So what we need to do is give the Democratic Party a jolt. We may never
convince them that they need to be more aggressive about the big issues
if they want to win over the unaffiliated voters, but we
can convince them
that they can no longer simply count on the support of the progressive
wing of the party, which they have taken for granted since the end of
the New Deal.
The way to do this, quickly and unambiguously, is for progressives,
enmasse, to resign from the party, officially at the voter registrar's
office. If Democratic Party officials see a fall off in Democratic
registrations, they will be thrown into a panic — especially if those
de-registrations are accompanied by comments, as on this
petition, explaining their reasons for resigning.
As I explained earlier, a de-registration campaign will also be
powerful because the ones who will notice it first will be local
Democratic political officials, who usually face very low-turnout
elections and count on using Democratic Party registration information
for their campaign and get-out-the-vote mailings and door-to-door
efforts. If those lists start to shrink they will positively freak out,
and when they learn that it is because progressives are angry, they
will send the word to their congressional delegations that something
has to be done to placate the alienated progressives.

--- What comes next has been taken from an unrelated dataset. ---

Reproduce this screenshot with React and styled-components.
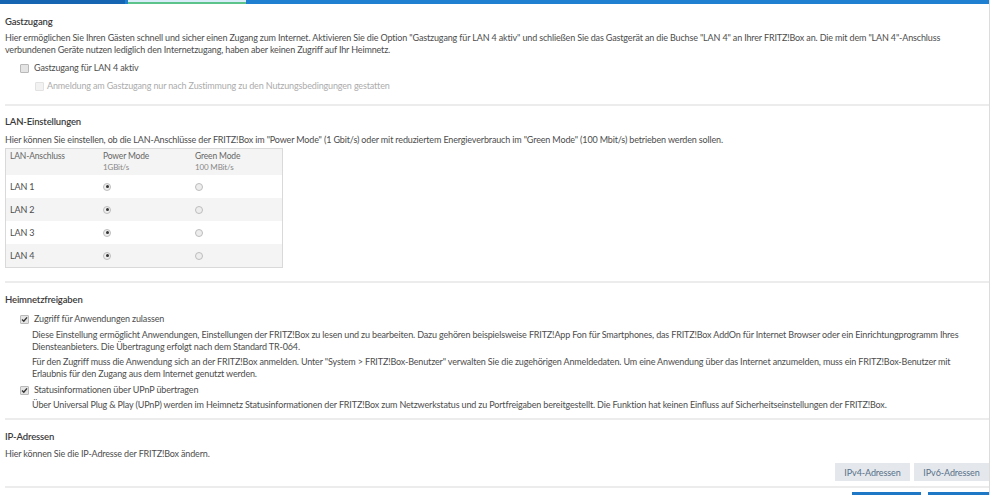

This is the way things ought to operate, but in the top-down Democratic
Party of today, the system has broken down. I was recently at a meeting
of the Bucks County (PA) Democratic Committee, invited by a member to
give a brief talk in support of a resolution calling on Congress to
impeach the president. I asked for a show of hands of who in the room
supported impeachment, and nearly every hand went up, but at the end of
my presentation, when a member proposed such a resolution, the
committee chair refused to consider it, using parliamentary rules to
block it. He went further to argue against the idea, saying "We don't
want to embarrass our Democratic Congressman, Patrick Murphy," who has
said he opposes impeachment.
This is, of course, an ass-backwards notion of how democracy should
work. It's the grass roots of the party that should be telling members
of Congress how to vote, not the grassroots asking their elected
representative what it is okay for them to support.
Progressives have talked for decades about "taking over" control of the
Democratic Party, but this has never happened. The closest we came was
in the late 1960s and early 1970s, but even then it was only a partial
success and in the end the leadership sabotaged the party's own
presidential candidate, George McGovern, in 1972. Reforming the party,
even if it could be done, is a major project that will take years of
concerted effort at the grassroots. We don't have time for that now.
With the Bush administration hell-bent on war with Iran, and on gutting
democracy and trashing the constitution in favor of executive rule, we
need something faster.
Nothing would be faster than having hundreds of thousands of
progressive Democratic Party members simply quit the party. In doing
that, they would not, in many if not most states, forego their ability
to vote in primaries. Nor would they be prevented from voting for a
suitable Democratic candidate in November 2008. But they would be
putting a real fear in the hearts of Democratic leaders and elected
officials that they could no longer be
counted on to vote Democratic. And that's the fear we have to engender.
It should be clear by now that until Democratic Party leaders really
have to contemplate losing the progressive vote, they are going to play
to the right, avoid the big issues, and simply ignore progressives,
while undermining their favored candidates.
It's time for action. Quit the Party!